— Begin Data shown —
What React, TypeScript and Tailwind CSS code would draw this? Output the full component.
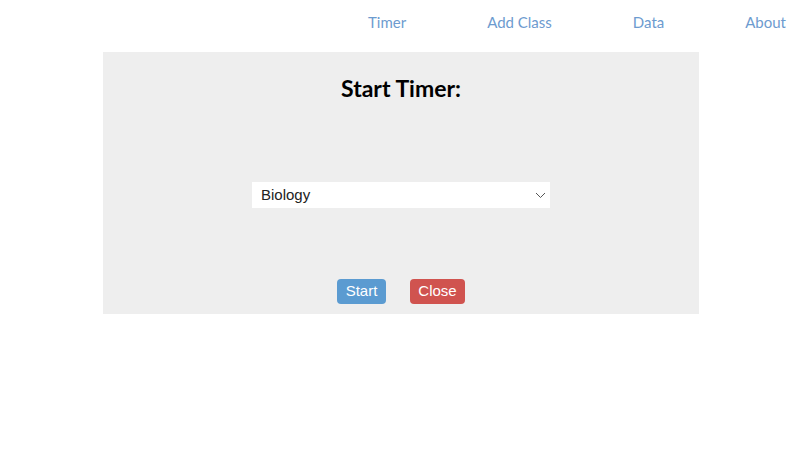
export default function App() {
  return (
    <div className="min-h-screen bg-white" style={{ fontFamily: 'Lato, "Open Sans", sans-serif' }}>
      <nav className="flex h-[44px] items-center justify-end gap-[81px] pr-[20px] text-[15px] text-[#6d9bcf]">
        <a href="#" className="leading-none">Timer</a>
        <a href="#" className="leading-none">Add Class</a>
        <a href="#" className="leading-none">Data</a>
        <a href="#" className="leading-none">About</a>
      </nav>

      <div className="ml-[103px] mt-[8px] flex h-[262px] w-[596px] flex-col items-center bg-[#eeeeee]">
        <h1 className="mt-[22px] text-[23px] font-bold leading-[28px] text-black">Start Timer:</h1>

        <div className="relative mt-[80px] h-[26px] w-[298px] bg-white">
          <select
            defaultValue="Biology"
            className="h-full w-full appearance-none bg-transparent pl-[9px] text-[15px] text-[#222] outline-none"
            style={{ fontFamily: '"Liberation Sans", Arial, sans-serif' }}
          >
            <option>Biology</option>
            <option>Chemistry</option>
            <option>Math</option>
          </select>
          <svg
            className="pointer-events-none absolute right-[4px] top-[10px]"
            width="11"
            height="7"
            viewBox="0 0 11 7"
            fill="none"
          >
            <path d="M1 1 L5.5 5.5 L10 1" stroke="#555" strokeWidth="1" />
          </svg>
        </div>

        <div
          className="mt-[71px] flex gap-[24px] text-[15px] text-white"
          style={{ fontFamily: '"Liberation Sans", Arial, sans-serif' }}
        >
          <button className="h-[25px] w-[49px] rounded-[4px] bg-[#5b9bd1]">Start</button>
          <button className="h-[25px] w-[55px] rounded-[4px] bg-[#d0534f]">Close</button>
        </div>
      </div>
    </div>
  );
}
— End Data shown —
Work instructions. All lines above with "full" in them should be returned.

Expected answer.
What React, TypeScript and Tailwind CSS code would draw this? Output the full component.
            className="h-full w-full appearance-none bg-transparent pl-[9px] text-[15px] text-[#222] outline-none"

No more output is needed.